“Inca Digital has expanded our work with the Defense Advanced Research Projects Agency (DARPA) to create a free, open-source taxonomy of threats and risks to both the traditional financial system and the cryptocurrency ecosystem. Think of it like a crypto version of the MITRE ATT&CK framework. Led by Anita Nikolich, it will be a first-of-its kind tool to help weed out bad actors across tradfi and defi - and will strengthen the use of crypto globally.”
― Adam Zarazinski, CEO at Inca Digital
DARPA taps Inca to map crypto contagion risk
There are many theories out there that say crypto could ruin everything — and now the U.S. has given one firm the nod to study how, Crystal writes.
Why it matters: The same government agency credited with developing life-changing technologies like, GPS, Siri and the internet, is digging in to further its understanding of digital assets.
Driving the news: The Defense Advanced Research Projects Agency (DARPA) awarded a research contract to crypto market data provider Inca Digital, building on a relationship that started last year.
It’s part of DARPA’s small business research effort, Mapping the Impact of Digital Financial Assets (MIDFA), which is exploring advanced methods for identifying and analyzing activity involving distributed ledgers, crypto and other digital assets.
What they’re saying: While DARPA is not involved in forensics and does not have law-enforcement authority, part of its mission “is to prevent strategic surprise, and situational awareness is a critical element to national security,” Mark Flood, DARPA program manager, tells Axios.
“A beneficial side-effect is a better understanding of illicit actors’ behavior,” he said.
Between the lines: Any potential threat crypto might pose to the U.S. financial system also has national security implications.
“Understanding the intricacies, relationships, and interactions between the multitude of players, entities, and geographies can help shed light on the potential impacts of stressors, including those generated intentionally by adversarial nations or groups,” Flood adds.

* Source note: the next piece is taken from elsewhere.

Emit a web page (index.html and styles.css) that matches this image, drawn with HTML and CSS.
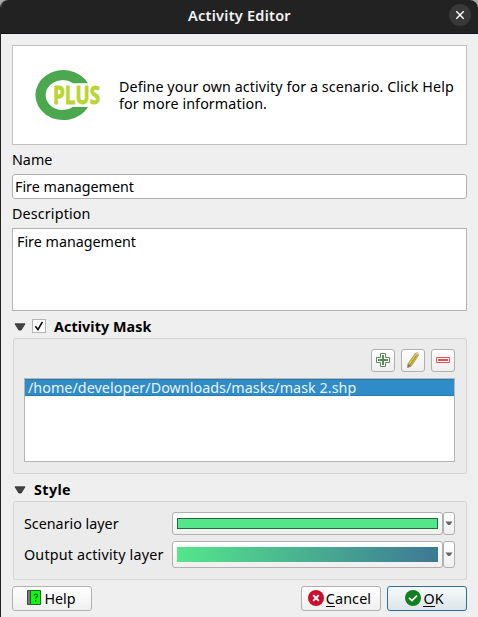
FILE: index.html
```html
<!DOCTYPE html>
<html lang="en">
<head>
<meta charset="utf-8">
<title>Activity Editor</title>
<link rel="stylesheet" href="styles.css">
</head>
<body>
<div class="window">
  <header class="titlebar">
    <h1 class="title">Activity Editor</h1>
    <button class="close" aria-label="Close"><svg width="22" height="22" viewBox="0 0 22 22"><path d="M7.3 7.3l7.4 7.4M14.7 7.3l-7.4 7.4" stroke="#fff" stroke-width="1.4"/></svg></button>
  </header>
  <main class="content">
    <section class="banner">
      <svg class="logo" width="66" height="50" viewBox="0 0 66 50">
        <path d="M53 13.2A28 25 0 1 0 53 37H38A17 15 0 1 1 38 13.2Z" fill="#4ba84f"/>
        <text class="logo-text" x="18" y="34" textLength="47" lengthAdjust="spacingAndGlyphs">PLUS</text>
      </svg>
      <p class="intro"><span class="intro-line">Define your own activity for a scenario. Click Help</span> <span class="intro-line">for more information.</span></p>
    </section>
    <label class="label name-label">Name</label>
    <div class="input"><span class="fire">Fire management</span></div>
    <label class="label desc-label">Description</label>
    <div class="textarea"><span class="fire">Fire management</span></div>

    <div class="heading mask-heading">
      <svg class="tri" width="12" height="8" viewBox="0 0 12 8"><path d="M1 .8h10L7.2 7H4.8Z" fill="#444" stroke="#2b2b2b" stroke-width=".8"/></svg>
      <span class="check"><svg width="12" height="12" viewBox="0 0 12 12"><path d="M2.3 6.2L5 9.6 9.4 1.8" fill="none" stroke="#111" stroke-width="1.7"/></svg></span>
      <span class="mask-title">Activity Mask</span>
    </div>
    <section class="group mask-group">
      <div class="tools">
        <button class="tool" aria-label="Add"><svg width="16" height="16" viewBox="0 0 16 16"><path d="M5.5 1.5h5v4h4v5h-4v4h-5v-4h-4v-5h4z" fill="#fff" stroke="#5a8c5a"/><path d="M8 3v10M3 8h10" stroke="#5a8c5a" stroke-width="2"/></svg></button>
        <button class="tool" aria-label="Edit"><svg width="16" height="16" viewBox="0 0 16 16"><path d="M10.4 1.2L13.6 3 6.3 14 2.6 15.5 3 11.8Z" fill="#dfca48" stroke="#9c8c31" stroke-width=".8"/><path d="M11.5 3.5L5 13" stroke="#a9942c" stroke-width="1.2"/><path d="M10.4 1.2L12 .3 14 1.5 13.6 3.2Z" fill="#ddd" stroke="#aaa" stroke-width=".5"/><path d="M3 11.8L6.3 14 2.6 15.6Z" fill="#777"/></svg></button>
        <button class="tool" aria-label="Remove"><svg width="16" height="16" viewBox="0 0 16 16"><path d="M1.5 5.5h13v5h-13z" fill="#fff" stroke="#ec4e51"/><path d="M3 8h10" stroke="#ec4e51" stroke-width="2"/></svg></button>
      </div>
      <div class="list"><div class="row-selected"><span class="path">/home/developer/Downloads/masks/mask 2.shp</span></div></div>
    </section>

    <div class="heading style-heading">
      <svg class="tri" width="12" height="8" viewBox="0 0 12 8"><path d="M1 .8h10L7.2 7H4.8Z" fill="#444" stroke="#2b2b2b" stroke-width=".8"/></svg>
      <span class="style-title">Style</span>
    </div>
    <section class="group style-group">
      <div class="style-row scenario-row">
        <span class="style-label scenario">Scenario layer</span>
        <button class="swatch-button"><span class="swatch solid"></span></button>
        <button class="drop" aria-label="Options"><svg width="8" height="5" viewBox="0 0 8 5"><path d="M.5 .5h7L5 4H3Z" fill="#666"/></svg></button>
      </div>
      <div class="style-row output-row">
        <span class="style-label output">Output activity layer</span>
        <button class="swatch-button"><span class="swatch ramp"></span></button>
        <button class="drop" aria-label="Options"><svg width="8" height="5" viewBox="0 0 8 5"><path d="M.5 .5h7L5 4H3Z" fill="#666"/></svg></button>
      </div>
    </section>

    <footer class="actions">
      <button class="action help"><svg class="book" width="14" height="15" viewBox="0 0 14 15"><path d="M.5 .5h3v14h-3z" fill="#777" stroke="#444"/><path d="M3.5 .5h10v14h-10z" fill="#0cf914" stroke="#176b17"/><path d="M7 5.5c0-2 3.5-2 3.5.2 0 1.5-1.8 1.3-1.8 3M8.7 10v1.5" fill="none" stroke="#064d06" stroke-width="1.2"/></svg><span class="help-text">Help</span></button>
      <button class="action cancel"><svg width="16" height="16" viewBox="0 0 16 16"><circle cx="8" cy="8" r="8" fill="#c8102e"/><path d="M5.2 5.2l5.6 5.6M10.8 5.2l-5.6 5.6" stroke="#fff" stroke-width="1.9"/></svg><span class="cancel-text"><span class="mnemonic">C</span>ancel</span></button>
      <button class="action ok"><svg width="16" height="16" viewBox="0 0 16 16"><circle cx="8" cy="8" r="8" fill="#138020"/><path d="M4 7.8l3 2.8 5-5" fill="none" stroke="#fff" stroke-width="1.7"/></svg><span class="ok-text"><span class="mnemonic">O</span>K</span></button>
    </footer>
  </main>
</div>
</body>
</html>
```
FILE: styles.css
```css
* { box-sizing: border-box; }
body { margin: 0; background: #aaa; font: 14.3px/17px "Noto Sans", "Open Sans", sans-serif; color: #000; }
button { padding: 0; margin: 0; font: inherit; color: inherit; }
svg { display: block; flex: none; }
span { white-space: nowrap; }
.window { width: 478px; height: 617px; background: #efefef; border-left: 1px solid #222; border-radius: 8px 8px 0 0; overflow: hidden; }
.titlebar { height: 34px; background: #222; border-bottom: 1px solid #17131a; display: flex; align-items: center; justify-content: center; position: relative; }
.title { margin: 0 0 3px; font-size: 14.5px; letter-spacing: .25px; line-height: 18px; font-weight: 600; color: #f4f4f4; white-space: nowrap; }
.close { position: absolute; right: 7px; top: 4px; width: 22px; height: 22px; border: 0; border-radius: 50%; background: #383838; }
.content { padding: 11px 11px 0; display: flex; flex-direction: column; }
.banner { height: 100px; border: 1px solid #c0c0c0; background: #fff; display: flex; align-items: center; padding-left: 22px; }
.logo { margin-right: 18px; overflow: visible; }
.logo-text { font: 700 25px "Open Sans", sans-serif; fill: #b9d532; stroke: #b9d532; stroke-width: .9px; }
.intro { margin: 0; line-height: 17px; letter-spacing: .09px; }
.intro-line { display: block; height: 17px; }
.label { height: 29px; padding-top: 6px; }
.desc-label { letter-spacing: .15px; }
.input { height: 25px; border: 1px solid #b0b0b0; border-radius: 3px; background: #fff; padding: 3px 2px; }
.textarea { height: 83px; border: 1px solid #b4b4b4; background: #fff; padding: 4px 4px; }
.heading { font-weight: 700; display: flex; align-items: center; height: 27px; padding: 4px 0 0 2px; }
.check { width: 14px; height: 14px; border: 1px solid #b4b4b4; background: #fff; margin: -1px 8px 0 6px; }
.mask-title { letter-spacing: .08px; }
.style-title { margin-left: 8px; letter-spacing: .4px; }
.group { margin-left: 1px; border: 1px solid #d5d5d5; border-radius: 2px; background: #ebebeb; }
.mask-group { height: 136px; padding: 10px 11px 0 10px; }
.tools { display: flex; justify-content: flex-end; gap: 6px; margin-bottom: 6px; }
.tool, .swatch-button, .drop, .action { border: 1px solid #b0b0b0; border-radius: 3px; background: linear-gradient(#fff, #efefef); display: flex; align-items: center; justify-content: center; }
.tool { width: 24px; height: 23px; }
.tool svg { margin-top: -1px; }
.list { height: 84px; border: 1px solid #b4b4b4; background: #fff; }
.row-selected { height: 17px; color: #e9f3fa; background: #308cc6; border: solid #2a7cb0; border-width: 1px 0; line-height: 15px; padding-left: 3px; }
.path { letter-spacing: .05px; }
.style-group { height: 79px; padding: 10px 11px 0 10px; }
.style-row { display: grid; grid-template-columns: 148px 271px 12px; align-items: center; }
.output { letter-spacing: .19px; }
.scenario-row { height: 23px; margin-bottom: 6px; }
.output-row { height: 27px; }
.swatch-button, .drop { height: 100%; }
.swatch { width: 261px; }
.solid { height: 11px; background: #54e68b; border: 1px solid #26683f; }
.ramp { height: 15px; background: linear-gradient(90deg, #54e68b, #3e7895); }
.actions { display: flex; gap: 6px; margin-top: 6px; }
.action { width: 80px; height: 25px; }
.action svg { margin-top: -2px; }
.help { margin-right: auto; gap: 3px; padding-right: 1px; }
.cancel, .ok { gap: 2px; }
.cancel { padding-right: 3px; letter-spacing: .15px; }
.ok { padding-right: 5px; border-color: #2b6f99; background: linear-gradient(#f7fafc, #dce5ea); }
.mnemonic { border-bottom: 1px solid #000; display: inline-block; height: 17px; }
```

Zoom in: Understanding the intersection of cyber threats to traditional finance and crypto, is what Anita Nikolich, Inca’s project lead and University of Illinois’ director of research and technology innovation, is working on.
“People talk about contagion, it’s actually very theoretical,” Nikolich said, “What we’re trying to do is show if there is and where.”
For example, “Everybody uses [Amazon Web Services (AWS)],” Nikolich said — both traditional finance and digital assets firms.
“From a national security perspective: We’re physically in places where if [someone] took that out, [they] could have an impact.”
“Crypto digital assets are no longer a vertical that stand on their own. They rely on banking, the internet — and that’s what people should be alerted to: That it’s one combined system and pervasive in everyday services.”
Inca aims to create a taxonomy of risk, studying indicators of compromise.
The language of token drops and airdrops. “The words that are put out there a couple years ago might’ve been ‘make a quick dollar’ now it’s ‘I’ve got a new project’ — a softer sell,” says Nikolich, who in her non-Inca life studies disinformation and social engineering.
Romance scam demographics. Younger, tech-savvy folks were early targets, now those fraudsters are after senior citizens.
The bottom line: “Our goal is that tools developed under MIDFA will support industry and government in maintaining safe and secure markets,” Flood said.